Experimental investigations of grain size effects in forward microextrusion

Abstract

Micromanufacturing has received good attention globally in terms of its manufacturing methods and processes. One of the most popular micromanufacturing processes is microforming. Although there were efforts made to realize microextrusion for industrial application, the technology itself was seen as being insufficiently mature and unlike conventional methods, there is no in-depth knowledge. It has become essential to develop a proper understanding which in turn could be used to develop dedicated processes for the manufacturing of metallic microcomponents. In this work, an attempt has been made to realize this special application of metal forming. A novel experimental setup consisting of forward extrusion assembly and a loading setup has been developed to obtain the force-displacement response.
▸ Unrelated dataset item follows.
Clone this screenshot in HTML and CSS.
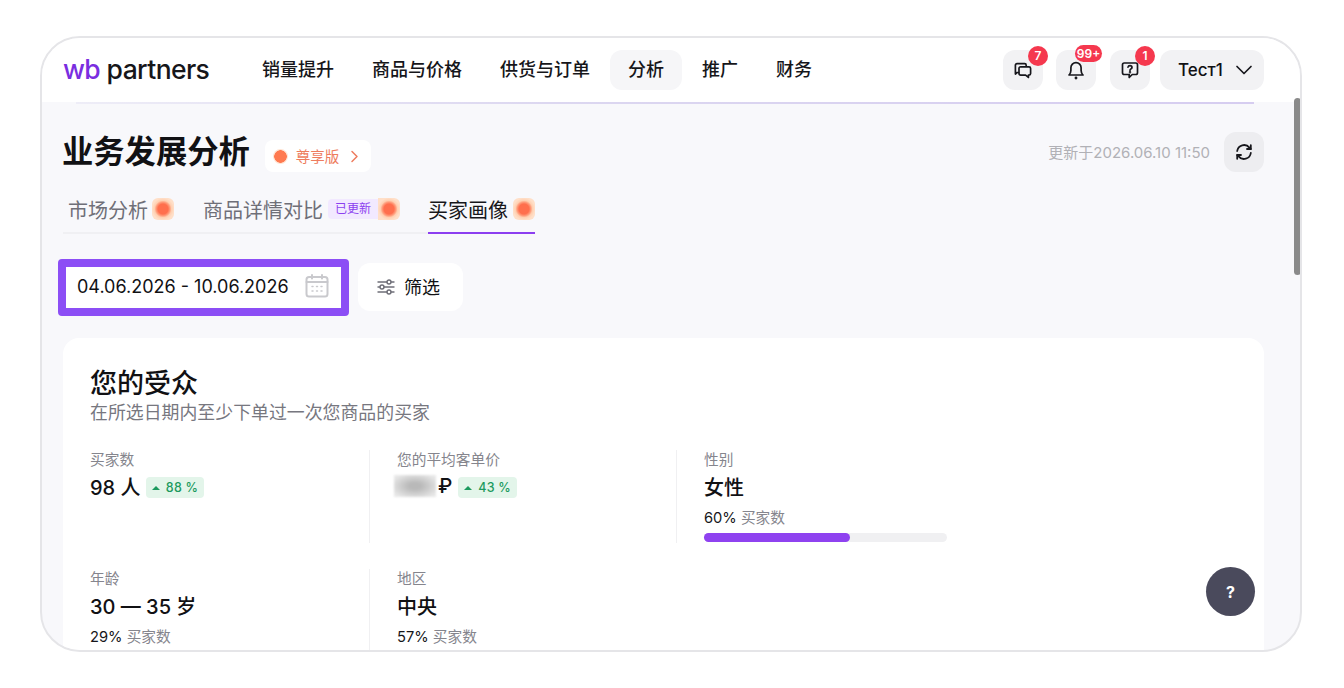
FILE: index.html
```html
<!DOCTYPE html>
<html lang="zh">

<head>
    <title>业务发展分析</title>
    <meta charset="utf-8">
    <meta name="viewport" content="width=device-width, initial-scale=1">
    <link rel="stylesheet" href="styles.css">
</head>

<body>
    <div class="frame">
        <header class="header">
            <div class="logo"><span class="logo-wb">wb</span> partners</div>
            <nav class="nav">
                <a class="nav-item">销量提升</a>
                <a class="nav-item">商品与价格</a>
                <a class="nav-item">供货与订单</a>
                <a class="nav-item active">分析</a>
                <a class="nav-item">推广</a>
                <a class="nav-item">财务</a>
            </nav>
            <div class="actions">
                <button class="icon-btn">
                    <svg width="20" height="20" viewBox="0 0 20 20" fill="none" stroke="#17171c" stroke-width="1.700" stroke-linejoin="round" stroke-linecap="round">
                        <path d="M5.5 12.5H4.2L2.4 14V5.2c0-.9.7-1.6 1.6-1.6h7.6c.9 0 1.6.7 1.6 1.6V6" />
                        <path d="M7.6 6.8h8.4c.9 0 1.6.7 1.6 1.6v5.2c0 .9-.7 1.6-1.6 1.6h-.6v2.2l-2.8-2.2H7.6c-.9 0-1.6-.7-1.6-1.6V8.4c0-.9.7-1.6 1.6-1.6z" />
                    </svg>
                    <span class="badge">7</span>
                </button>
                <button class="icon-btn">
                    <svg width="20" height="20" viewBox="0 0 20 20" fill="none" stroke="#17171c" stroke-width="1.700" stroke-linejoin="round" stroke-linecap="round">
                        <path d="M3 15h14c-1.2-1.2-1.9-2.4-1.9-4.4V7.8A5.1 5.1 0 0 0 10 2.6a5.1 5.1 0 0 0-5.1 5.2v2.8C4.900 12.600 4.200 13.800 3 15z" />
                        <circle cx="10" cy="18" r=".6" fill="#17171c" />
                    </svg>
                    <span class="badge wide">99+</span>
                </button>
                <button class="icon-btn">
                    <svg width="20" height="20" viewBox="0 0 20 20" fill="none" stroke="#17171c" stroke-width="1.700" stroke-linejoin="round" stroke-linecap="round">
                        <path d="M4.200 3h11.600c1 0 1.700.7 1.700 1.700v8.100c0 1-.7 1.700-1.700 1.700h-3.600L9.200 17.500v-3H4.200c-1 0-1.700-.7-1.700-1.700V4.700C2.500 3.700 3.200 3 4.200 3z" />
                        <path d="M8 7.200c.2-1 1-1.500 2-1.500 1.100 0 2 .7 2 1.700 0 1.500-2 1.500-2 2.900" />
                        <circle cx="10" cy="12.300" r=".4" fill="#17171c" />
                    </svg>
                    <span class="badge">1</span>
                </button>
                <button class="user-btn">
                    <span>Тест1</span>
                    <svg width="18" height="10" viewBox="0 0 18 10" fill="none" stroke="#17171c" stroke-width="1.700" stroke-linecap="round" stroke-linejoin="round">
                        <path d="M2 1.500l7 7 7-7" />
                    </svg>
                </button>
            </div>
        </header>
        <div class="header-line"></div>

        <main class="main">
            <div class="top-row">
                <h1 class="page-title">业务发展分析</h1>
                <a class="plan">
                    <span class="plan-dot"></span>
                    <span class="plan-text">尊享版</span>
                    <svg width="9" height="13" viewBox="0 0 9 13" fill="none" stroke="#ee7c5e" stroke-width="1.500" stroke-linecap="round" stroke-linejoin="round">
                        <path d="M2 1.500l5 5-5 5" />
                    </svg>
                </a>
                <span class="updated">更新于2026.06.10 11:50</span>
                <button class="refresh-btn">
                    <svg width="18" height="18" viewBox="0 0 18 18" fill="none" stroke="#17171c" stroke-width="1.800" stroke-linecap="round" stroke-linejoin="round">
                        <path d="M2.200 8A6.900 6.900 0 0 1 14.400 4.600L15.800 6" />
                        <path d="M15.800 2.200V6h-3.800" />
                        <path d="M15.800 10A6.900 6.900 0 0 1 3.600 13.400L2.200 12" />
                        <path d="M2.200 15.800V12H6" />
                    </svg>
                </button>
            </div>

            <div class="tabs">
                <a class="tab">市场分析<span class="pulse"></span></a>
                <a class="tab">商品详情对比<span class="tag">已更新</span><span class="pulse tight"></span></a>
                <a class="tab active">买家画像<span class="pulse"></span></a>
            </div>

            <div class="filters">
                <div class="date-box">
                    <span class="date-text">04.06.2026 - 10.06.2026</span>
                    <svg class="date-icon" width="24" height="24" viewBox="0 0 24 24" fill="none" stroke="#c9c9cd" stroke-width="2" stroke-linecap="round">
                        <rect x="1.500" y="3" width="21" height="19.500" rx="2.500" />
                        <path d="M1.500 8h21M7 1v3.500M17 1v3.500" />
                        <path stroke-width="1.500" d="M7 12.500h1M11.500 12.500h1M16 12.500h1M7 17h1M11.500 17h1M16 17h1" />
                    </svg>
                </div>
                <button class="filter-btn">
                    <svg width="18" height="16" viewBox="0 0 18 16" fill="none" stroke="#6f6f78" stroke-width="1.400" stroke-linecap="round">
                        <path d="M1 3h9M14 3h3M1 8h2M7 8h10M1 13h9M14 13h3" />
                        <circle cx="12" cy="3" r="2" />
                        <circle cx="5" cy="8" r="2" />
                        <circle cx="12" cy="13" r="2" />
                    </svg>
                    <span class="filter-text">筛选</span>
                </button>
            </div>

            <section class="card">
                <h2 class="card-title">您的受众</h2>
                <p class="card-sub">在所选日期内至少下单过一次您商品的买家</p>
                <div class="metrics">
                    <div class="metric">
                        <div class="metric-label">买家数</div>
                        <div class="metric-value">98 人 <span class="chip"><i class="up"></i>88 %</span></div>
                    </div>
                    <div class="metric">
                        <div class="metric-label">您的平均客单价</div>
                        <div class="metric-value"><span class="blurred"></span><span class="rub">₽</span><span class="chip"><i class="up"></i>43 %</span></div>
                    </div>
                    <div class="metric">
                        <div class="metric-label">性别</div>
                        <div class="metric-value">女性</div>
                        <div class="metric-note"><b>60%</b> 买家数</div>
                        <div class="progress">
                            <div class="progress-fill" style="width: 60%"></div>
                        </div>
                    </div>
                    <div class="metric">
                        <div class="metric-label">年龄</div>
                        <div class="metric-value">30 — 35 岁</div>
                        <div class="metric-note"><b>29%</b> 买家数</div>
                    </div>
                    <div class="metric">
                        <div class="metric-label">地区</div>
                        <div class="metric-value">中央</div>
                        <div class="metric-note"><b>57%</b> 买家数</div>
                    </div>
                </div>
            </section>
        </main>

        <div class="scrollbar"></div>
        <button class="help-btn">?</button>
    </div>
</body>

</html>
```

FILE: styles.css
```css
* {
    margin: 0;
    padding: 0;
    box-sizing: border-box;
}

body {
    background-color: #fff;
    color: #111114;
    font-family: Inter, "Noto Sans CJK SC", sans-serif;
    height: 688px;
    overflow: hidden;
    padding: 36px 0 0 40px;
}

button {
    border: none;
    font-family: inherit;
    color: inherit;
}

.frame {
    position: relative;
    width: 1262px;
    height: 616px;
    border: 2px solid #e5e5e8;
    border-radius: 40px;
    overflow: hidden;
    background-color: #f8f8fb;
    display: flex;
    flex-direction: column;
}

/* Header */
.header {
    display: flex;
    align-items: center;
    height: 64px;
    flex-shrink: 0;
    padding: 0 36px 0 21px;
    background-color: #fff;
}

.logo {
    width: 181px;
    margin-top: -3px;
    font-size: 26.500px;
    font-weight: 500;
    letter-spacing: -0.6px;
    color: #16161a;
}

.logo-wb {
    color: #7a2ee0;
}

.nav {
    display: flex;
    gap: 2px;
}

.nav-item {
    height: 40px;
    padding: 0 18px;
    border-radius: 12px;
    font-size: 18px;
    font-weight: 500;
    line-height: 40px;
    color: #16161a;
}

.nav-item.active {
    background-color: #f6f6f8;
}

.actions {
    display: flex;
    align-items: center;
    margin-left: auto;
}

.icon-btn {
    position: relative;
    display: flex;
    align-items: center;
    justify-content: center;
    width: 40px;
    height: 40px;
    margin-right: 13px;
    border-radius: 12px;
    background-color: #f2f2f4;
}

.icon-btn:nth-child(2) {
    margin-right: 14px;
}

.icon-btn:nth-child(3) {
    margin-right: 10px;
}

.badge {
    position: absolute;
    top: -4px;
    right: -5px;
    min-width: 20px;
    height: 20px;
    border-radius: 10px;
    background-color: #f5384e;
    color: #fff;
    font-size: 12px;
    font-weight: 600;
    line-height: 20px;
    text-align: center;
}

.badge.wide {
    top: -5px;
    right: -6px;
    width: 27px;
    min-width: 27px;
    height: 17px;
    font-size: 12px;
    line-height: 17px;
}

.user-btn {
    display: flex;
    align-items: center;
    justify-content: space-between;
    width: 104px;
    height: 40px;
    padding: 0 11px 0 18px;
    border-radius: 12px;
    background-color: #f2f2f4;
    font-size: 17px;
    font-weight: 500;
}

.header-line {
    flex-shrink: 0;
    height: 2px;
    margin: 0 46px 0 34px;
    background: linear-gradient(to right, #eeedf7, #dcd7f0 40%, #d6cdf0);
}

/* Main */
.main {
    flex: 1;
    padding: 28px 36px 0 21px;
}

.top-row {
    display: flex;
    align-items: center;
    height: 40px;
}

.page-title {
    margin-left: -1px;
    font-size: 31.300px;
    font-weight: 700;
    line-height: 40px;
}

.plan {
    display: flex;
    align-items: center;
    gap: 8px;
    height: 32px;
    margin: 8px 0 0 15px;
    padding: 0 12px 0 8px;
    border-radius: 8px;
    background-color: #fff;
    color: #ee7c5e;
    font-size: 14.500px;
}

.plan-text {
    margin-top: -2px;
}

.plan svg {
    margin-left: 3px;
}

.plan-dot {
    width: 15px;
    height: 15px;
    border-radius: 50%;
    background: radial-gradient(circle, #ff7a50 0 6px, #ffe3d2 6.5px);
}

.updated {
    margin: -2px 0 0 auto;
    color: #b1b1b6;
    font-size: 15px;
}

.refresh-btn {
    display: flex;
    align-items: center;
    justify-content: center;
    width: 40px;
    height: 40px;
    margin-left: 14px;
    border-radius: 12px;
    background-color: #ededf0;
}

/* Tabs */
.tabs {
    display: flex;
    width: 472px;
    height: 40px;
    margin-top: 22px;
    border-bottom: 2px solid #f0f0f3;
    gap: 24px;
}

.tab {
    display: flex;
    align-items: center;
    height: 40px;
    padding: 0 0 10px 5px;
    color: #6f6f78;
    font-size: 20px;
    white-space: nowrap;
}

.tab.active {
    margin-left: 4px;
    padding-left: 0;
    padding-bottom: 8px;
    border-bottom: 2px solid #8c3ff0;
    color: #16161a;
}

.pulse {
    width: 22px;
    height: 22px;
    margin-left: 4px;
    border-radius: 6px;
    background: radial-gradient(circle, #ff6f4d 0 5px, #ff9f7e 7px, #ffcfb0 8.500px, #ffdfc8 11px);
}

.tab.active .pulse {
    margin-left: 5px;
}

.pulse.tight {
    margin-left: 0;
    border-radius: 0 6px 6px 0;
}

.tag {
    height: 20px;
    margin-left: 5px;
    padding: 0 7px;
    border-radius: 4px 0 0 4px;
    background-color: #f2e9ff;
    color: #8c3ff0;
    font-size: 12px;
    line-height: 20px;
}

/* Filters */
.filters {
    display: flex;
    align-items: flex-start;
    gap: 9px;
    margin: 25px 0 0 -5px;
}

.date-box {
    display: flex;
    align-items: center;
    justify-content: space-between;
    width: 291px;
    height: 57px;
    padding: 0 12px 2px 11px;
    border: 8px solid #8c4ef5;
    border-radius: 4px;
    background-color: #fff;
}

.date-text {
    font-size: 18px;
    white-space: nowrap;
}

.date-icon {
    margin-top: -2px;
}

.filter-btn {
    display: flex;
    align-items: center;
    gap: 9px;
    width: 105px;
    height: 48px;
    margin-top: 4px;
    padding-left: 19px;
    border-radius: 12px;
    background-color: #fff;
    font-size: 18px;
}

.filter-text {
    margin-top: -3px;
}

/* Audience card */
.card {
    height: 400px;
    margin-top: 22px;
    padding: 27px 27px 0;
    border-radius: 16px;
    background-color: #fff;
}

.card-title {
    font-size: 27px;
    font-weight: 500;
    line-height: 37px;
}

.card-sub {
    color: #77777f;
    font-size: 17.900px;
    line-height: 22px;
}

.metrics {
    display: grid;
    grid-template-columns: 279px 307px 307px;
    grid-auto-rows: 93px;
    row-gap: 26px;
    margin-top: 26px;
}

.metric {
    padding-left: 27px;
    border-left: 1px solid #f0f0f2;
}

.metric:nth-child(3n + 1) {
    padding-left: 0;
    border-left: none;
}

.metric-label {
    color: #85858d;
    font-size: 14.700px;
    line-height: 20px;
}

.metric-value {
    display: flex;
    align-items: center;
    height: 28px;
    margin-top: 2px;
    font-size: 20px;
    font-weight: 500;
    white-space: pre;
}

.metric-note {
    margin-top: 8px;
    color: #85858d;
    font-size: 14.700px;
    line-height: 20px;
}

.metric-note b {
    color: #16161a;
    font-weight: 400;
}

.chip {
    display: inline-flex;
    align-items: center;
    gap: 6px;
    height: 21px;
    margin: 3px 0 0;
    padding: 0 6px;
    border-radius: 4px;
    background-color: #e3f5ea;
    color: #1c9a5e;
    font-size: 12.500px;
    font-weight: 500;
    letter-spacing: 0.2px;
}

.up {
    width: 0;
    height: 0;
    border-left: 4px solid transparent;
    border-right: 4px solid transparent;
    border-bottom: 4px solid #1c9a5e;
}

.blurred {
    width: 42px;
    height: 22px;
    margin: 0 2px 0 -3px;
    background: radial-gradient(ellipse at center, #b9b9b9 20%, #e8e8e8 85%);
    filter: blur(1px);
}

.rub {
    margin-right: 6px;
}

.progress {
    width: 243px;
    height: 9px;
    margin-top: 5px;
    border-radius: 5px;
    background-color: #f0f0f2;
}

.progress-fill {
    height: 100%;
    border-radius: 5px;
    background-color: #8f42f0;
}

/* Things over the page */
.scrollbar {
    position: absolute;
    top: 60px;
    right: -1px;
    width: 7px;
    height: 177px;
    border-radius: 4px;
    background-color: #8a8a8a;
}

.help-btn {
    position: absolute;
    top: 529px;
    left: 1164px;
    width: 49px;
    height: 49px;
    border-radius: 50%;
    background-color: #4a4a5c;
    color: #fff;
    font-size: 16px;
    font-weight: 700;
}
```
The effects of miniaturization on microcomponents and the material behavior during forward extrusion are investigated using a computerized universal testing machine (UTM). As per industrial requirement and application of micropart in micromanufacturing process, grain size is an important factor. By using a forming assembly in conjunction with a loading setup, the authors are able to investigate the force-displacement response for microextrusion with material of different grain sizes. Extrusion tests performed on the samples of different grain sizes demonstrated that decreasing grain size caused an increase of flow stress. The realization of such a productive forward extrusion assembly poses significant advantages when compared to the conventional manufacturing technologies in the production of microparts.